The first of these two lines shuts down the system to a complete halt and power off after a wait of two minutes. The second cancels the shutdown if power returns during the 2 minute wait. The text in the quotes is displayed on every terminal to all users so that they can be forewarned.

The gettys

A getty is a process that waits for a login connection on a text mode “tty.” When a login connection is made, the getty turns over control of the virtual terminal to a terminal session and the shell running in it. When the user of the session logs out, the shell and terminal session are terminated and init respawns a new getty to wait for the next connection.

1:2345:respawn:/sbin/mingetty tty1
2:2345:respawn:/sbin/mingetty tty2
3:2345:respawn:/sbin/mingetty tty3
4:2345:respawn:/sbin/mingetty tty4
5:2345:respawn:/sbin/mingetty tty5
6:2345:respawn:/sbin/mingetty tty6

Each of the gettys defined in the lines above waits on one of the text mode virtual terminals for a login. The second field specifies that the getty is to run in run levels 2 through 5.

Use the key combination Ctrl-Alt-FX, where X is a number from 1 to 6, to switch your Linux screen to one of the virtual terminal login sessions. Depending upon which release of Fedora you are using, terminals 1 or 7 may be your GUI.

They term “getty” is a historical one that literally means “get tty” or “get teletype.” When Unix was in its heyday, a teletype was the standard way to connect to a computer.

X

The final line in inttab is the line that specifies the X (the X Window System) login program for run level 5.
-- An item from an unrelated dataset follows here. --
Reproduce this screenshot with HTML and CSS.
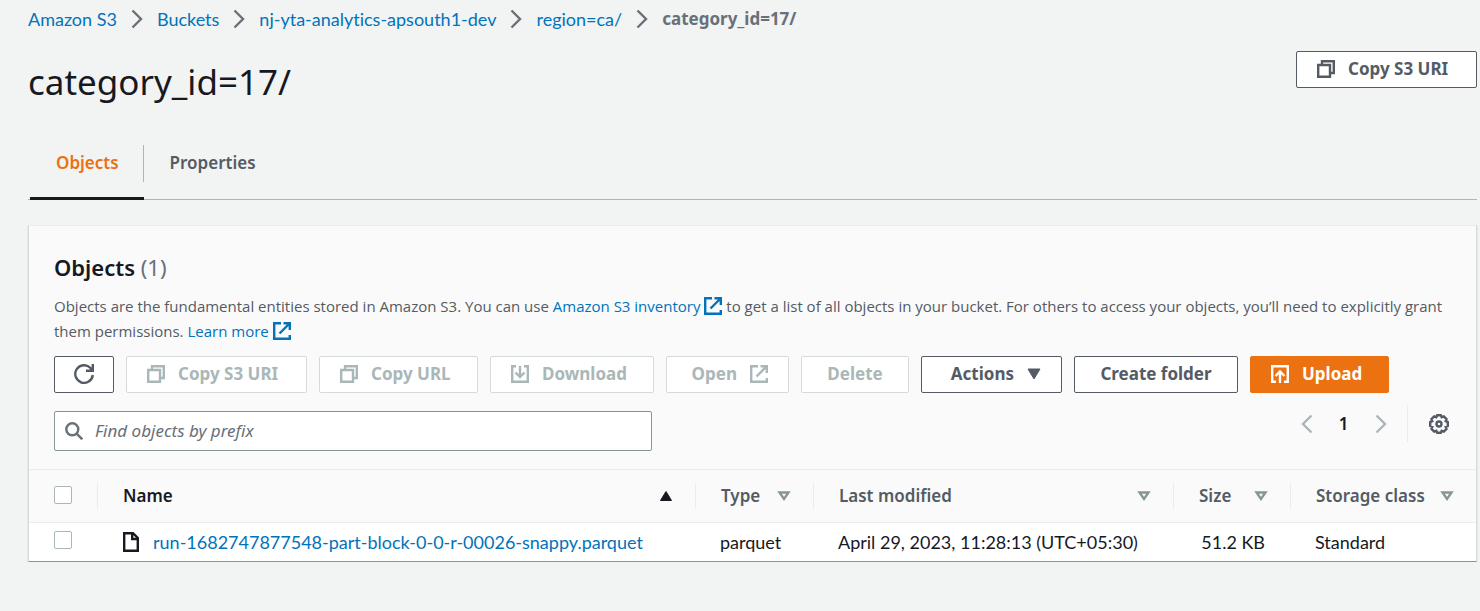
FILE: index.html
```html
<!DOCTYPE html>
<html lang="en">
<head>
<meta charset="utf-8">
<title>category_id=17/ - S3 bucket</title>
<link rel="stylesheet" href="styles.css">
</head>
<body>
<svg class="sprite" aria-hidden="true">
  <symbol id="i-chevron" viewBox="0 0 12 20"><path d="M1.500 1.500 10 10l-8.500 8.500"/></symbol>
  <symbol id="i-copy" viewBox="0 0 18 18"><path d="M5 4V1.200h11.800V13H14M1.200 5H13v11.800H1.200z"/></symbol>
  <symbol id="i-external" viewBox="0 0 18 18"><path d="M8 1.200H1.200v15.600h15.600V13M10.500 1.200h6.300V8M16.500 1.500 6.500 11.500"/></symbol>
  <symbol id="i-download" viewBox="0 0 18 18"><path d="M5 1.200H1.200v15.600h15.600V1.200H13M9 1v11M4.500 7.500 9 12l4.500-4.500"/></symbol>
  <symbol id="i-upload" viewBox="0 0 18 18"><path d="M5 16.800H1.200V1.200h15.600v15.600H13M9 18V6.500M4.500 11 9 6.500l4.500 4.500"/></symbol>
  <symbol id="i-refresh" viewBox="0 0 20 20"><path d="M18.800 11A8.800 8.800 0 1 1 16.500 4L18.500 6.500M18.800 0v6.800H12"/></symbol>
  <symbol id="i-search" viewBox="0 0 18 18"><circle cx="7.300" cy="7.300" r="6"/><path d="m11.800 11.800 5.500 5.500"/></symbol>
  <symbol id="i-file" viewBox="0 0 16 20"><path d="M1.200 1.200H10L14.800 6v12.800H1.200zM9.200 1v6H15"/></symbol>
  <symbol id="i-gear" viewBox="0 0 20 20"><path d="M8.200 1.200h3.600l.9 2 2.100-.8 2.700 2.700-.8 2.100 2.100.9v3.800l-2.100.9.8 2.100-2.700 2.700-2.100-.8-.9 2H8.200l-.9-2-2.100.8-2.700-2.700.8-2.100-2.100-.9V8.100l2.100-.9-.8-2.100 2.700-2.700 2.100.8z"/><circle cx="10" cy="10" r="2.500"/></symbol>
  <symbol id="i-down" viewBox="0 0 14 12"><path class="solid" d="M1 1h12L7 11z"/></symbol>
  <symbol id="i-up" viewBox="0 0 14 12"><path class="solid" d="M1.500 10.500h11L7 1.500z"/></symbol>
  <symbol id="i-sort" viewBox="0 0 14 12"><path d="M2.500 2.500h9L7 9z"/></symbol>
</svg>

<main class="page">
  <nav class="crumbs" aria-label="Breadcrumbs">
    <a href="#">Amazon S3</a>
    <svg class="chevron"><use href="#i-chevron"/></svg>
    <a href="#">Buckets</a>
    <svg class="chevron"><use href="#i-chevron"/></svg>
    <a href="#">nj-yta-analytics-apsouth1-dev</a>
    <svg class="chevron"><use href="#i-chevron"/></svg>
    <a href="#">region=ca/</a>
    <svg class="chevron"><use href="#i-chevron"/></svg>
    <span class="current">category_id=17/</span>
  </nav>

  <header class="title-bar">
    <h1>category_id=17/</h1>
    <button class="btn lead w-copy"><svg class="icon"><use href="#i-copy"/></svg>Copy S3 URI</button>
  </header>

  <div class="tabs" role="tablist">
    <button class="tab active" role="tab" aria-selected="true"><span>Objects</span></button>
    <button class="tab" role="tab" aria-selected="false"><span>Properties</span></button>
  </div>

  <section class="panel">
    <div class="panel-head">
      <h2>Objects <span class="count">(1)</span></h2>
      <p class="description">Objects are the fundamental entities stored in Amazon S3. You can use <a href="#">Amazon S3 inventory<svg class="icon"><use href="#i-external"/></svg></a> to get a list of all objects in your bucket. For others to access your objects, you’ll need to explicitly grant them permissions. <a href="#">Learn more<svg class="icon"><use href="#i-external"/></svg></a></p>
      <div class="actions">
        <button class="btn w-refresh" aria-label="Refresh"><svg class="refresh"><use href="#i-refresh"/></svg></button>
        <button class="btn lead w-copy" disabled><svg class="icon"><use href="#i-copy"/></svg>Copy S3 URI</button>
        <button class="btn lead w-url" disabled><svg class="icon"><use href="#i-copy"/></svg>Copy URL</button>
        <button class="btn lead w-download" disabled><svg class="icon"><use href="#i-download"/></svg>Download</button>
        <button class="btn trail w-open" disabled>Open<svg class="icon"><use href="#i-external"/></svg></button>
        <button class="btn w-delete" disabled>Delete</button>
        <button class="btn trail w-actions">Actions<svg class="triangle"><use href="#i-down"/></svg></button>
        <button class="btn w-folder">Create folder</button>
        <button class="btn lead primary w-upload"><svg class="icon"><use href="#i-upload"/></svg>Upload</button>
      </div>
      <div class="filter-row">
        <label class="search">
          <svg class="icon"><use href="#i-search"/></svg>
          <input type="text" placeholder="Find objects by prefix" aria-label="Find objects by prefix">
        </label>
        <div class="pager">
          <button class="page-btn" aria-label="Previous page"><svg class="chevron flip"><use href="#i-chevron"/></svg></button>
          <button class="page-btn number">1</button>
          <button class="page-btn" aria-label="Next page"><svg class="chevron"><use href="#i-chevron"/></svg></button>
          <button class="settings" aria-label="Preferences"><svg class="gear"><use href="#i-gear"/></svg></button>
        </div>
      </div>
    </div>

    <table class="objects">
      <colgroup><col class="c-check"><col><col class="c-type"><col class="c-modified"><col class="c-size"><col class="c-class"></colgroup>
      <thead>
        <tr>
          <th class="check"><div class="head"><input type="checkbox" aria-label="Select all"></div></th>
          <th class="sorted"><div class="head">Name<svg class="triangle"><use href="#i-up"/></svg></div></th>
          <th><div class="head">Type<svg class="triangle"><use href="#i-sort"/></svg></div></th>
          <th><div class="head">Last modified<svg class="triangle"><use href="#i-sort"/></svg></div></th>
          <th><div class="head">Size<svg class="triangle"><use href="#i-sort"/></svg></div></th>
          <th><div class="head">Storage class<svg class="triangle"><use href="#i-sort"/></svg></div></th>
        </tr>
      </thead>
      <tbody>
        <tr>
          <td class="check"><input type="checkbox" aria-label="Select object"></td>
          <td><a class="file" href="#"><svg class="file-icon"><use href="#i-file"/></svg>run-1682747877548-part-block-0-0-r-00026-snappy.parquet</a></td>
          <td>parquet</td>
          <td>April 29, 2023, 11:28:13 (UTC+05:30)</td>
          <td class="num">51.2 KB</td>
          <td>Standard</td>
        </tr>
      </tbody>
    </table>
  </section>
</main>
</body>
</html>
```
FILE: styles.css
```css
* { box-sizing: border-box; }

body {
  margin: 0;
  background: #f2f3f3;
  color: #16191f;
  font-family: "Noto Sans", "Open Sans", sans-serif;
  font-size: 17px;
  line-height: 24px;
  font-variant-ligatures: none;
}

a { color: #0073bb; text-decoration: none; }
button, input { font: inherit; }
svg { flex: none; fill: none; stroke: currentColor; stroke-width: 2.4; }
.solid { fill: currentColor; stroke-width: 1; stroke-linejoin: round; }
.sprite { display: none; }
.icon { width: 18px; height: 18px; }
.chevron { width: 12px; height: 20px; }
.triangle { width: 14px; height: 12px; }
.refresh, .gear { width: 20px; height: 20px; }

.page { padding: 7px 3px 0 28px; }

.crumbs { display: flex; align-items: center; gap: 14px; }
.crumbs a { font-family: Lato, "Noto Sans", sans-serif; font-size: 18px; }
.crumbs .chevron { color: #687078; }
.crumbs .current { color: #687078; font-weight: 700; }

.title-bar {
  display: flex;
  justify-content: space-between;
  align-items: flex-start;
  padding-top: 20px;
}
h1 {
  margin: 8px 0 0;
  font-size: 35px;
  line-height: 46px;
  font-weight: 400;
}

.btn {
  display: flex;
  align-items: center;
  justify-content: center;
  gap: 13px;
  height: 37px;
  padding: 0 8px 2px;
  border: 1px solid #545b64;
  border-radius: 2px;
  background: #fff;
  color: #545b64;
  font-weight: 700;
  white-space: nowrap;
}
.btn.lead { justify-content: flex-start; padding-left: 20px; }
.btn.trail { justify-content: flex-end; padding-right: 20px; }
.btn:disabled { border-color: #d5dbdb; color: #aab7b8; }
.btn.primary { border-color: #ec7211; background: #ec7211; color: #fff; }
.w-refresh { min-width: 60px; }
.w-copy { min-width: 181px; }
.w-url { min-width: 159px; }
.w-download { min-width: 164px; }
.w-open { min-width: 123px; }
.w-delete { min-width: 108px; }
.w-actions { min-width: 141px; }
.w-folder { min-width: 164px; }
.w-upload { min-width: 139px; }

.tabs {
  display: flex;
  margin-top: 40px;
  padding-left: 2px;
  border-bottom: 1px solid #aab7b8;
}
.tab {
  margin-bottom: -1px;
  padding: 0 0 15px;
  border: 0;
  border-bottom: 3px solid transparent;
  background: none;
  color: #545b64;
  font-weight: 600;
}
.tab span { display: block; padding: 6px 24px 7px 26px; }
.tab.active { border-bottom-color: #16191f; color: #ec7211; }
.tab.active span { border-right: 1px solid #aab7b8; }

.panel {
  margin-top: 25px;
  border: 1px solid #d5dbdb;
  border-top-color: #eaeded;
  border-bottom-color: #879596;
  background: #fff;
  box-shadow: 0 1px 1px #aab7b8;
}
.panel-head { padding: 26px 18px 18px 25px; background: #fafafa; }
h2 { margin: 0; font-size: 22px; line-height: 30px; font-weight: 600; }
.count { color: #687078; font-weight: 400; }
.description {
  margin: 12px 0;
  color: #545b64;
  font-family: "Open Sans", "Noto Sans", sans-serif;
  font-size: 15px;
  line-height: 25px;
}
.description .icon { margin-left: 4px; vertical-align: -3px; }

.actions { display: flex; flex-wrap: wrap; gap: 12px; }

.filter-row {
  display: flex;
  justify-content: space-between;
  align-items: flex-start;
  margin-top: 18px;
}
.search {
  display: flex;
  align-items: center;
  flex: 0 1 598px;
  gap: 12px;
  height: 40px;
  padding: 0 10px;
  border: 1px solid #879596;
  border-radius: 2px;
  background: #fff;
  color: #687078;
}
.search input { flex: 1; min-width: 0; padding: 0; border: 0; outline: 0; background: none; }
.search input::placeholder { color: #687078; font-style: italic; opacity: 1; }

.pager { display: flex; align-items: center; margin-top: -6px; }
.page-btn, .settings {
  display: flex;
  align-items: center;
  justify-content: center;
  height: 37px;
  padding: 0;
  border: 0;
  background: none;
  color: #aab7b8;
}
.page-btn { width: 37px; }
.page-btn.number { color: #16191f; font-weight: 600; }
.flip { transform: scaleX(-1); }
.settings {
  margin-left: 8px;
  padding: 0 9px 0 21px;
  border-left: 1px solid #eaeded;
  color: #545b64;
}

.objects { width: 100%; table-layout: fixed; border-collapse: collapse; }
.c-check { width: 69px; }
.c-type { width: 118px; }
.c-modified { width: 360px; }
.c-size { width: 117px; }
.c-class { width: 185px; }
th {
  height: 53px;
  padding: 0;
  border-top: 1px solid #eaeded;
  border-bottom: 1px solid #eaeded;
  background: #fafafa;
  color: #545b64;
  font-weight: 600;
  text-align: left;
}
.sorted { color: #16191f; }
.head {
  display: flex;
  align-items: center;
  justify-content: space-between;
  height: 26px;
  padding: 0 22px 0 25px;
  border-right: 1px solid #eaeded;
  white-space: nowrap;
}
th:last-child .head { border-right: 0; }
.triangle { color: #879596; }
.sorted .triangle, .btn .triangle { color: inherit; }
td {
  height: 38px;
  padding: 0 0 0 24px;
  font-family: Lato, "Noto Sans", sans-serif;
  font-size: 18px;
  white-space: nowrap;
}
td.check { padding-left: 25px; }
td.num { padding: 0 26px 0 0; text-align: right; }
.file { display: flex; align-items: center; gap: 14px; }
.file-icon { width: 16px; height: 20px; margin-left: 1px; color: #16191f; }
input[type="checkbox"] {
  display: block;
  width: 18px;
  height: 18px;
  margin: 0 0 3px;
  appearance: none;
  border: 1px solid #aab7b8;
  border-radius: 2px;
  background: #fff;
}
```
x:5:respawn:/etc/X11/prefdm -nodaemon

This works in very much the same way that the getty lines do for text mode logins. The prefdm program is run and launches a default program for a graphical login. This graphical login program waits for a login and turns over control to X. The init program waits until the user logs out and then respawns another copy of the prefdm program, which in turn launches the default graphical login program to wait for another login.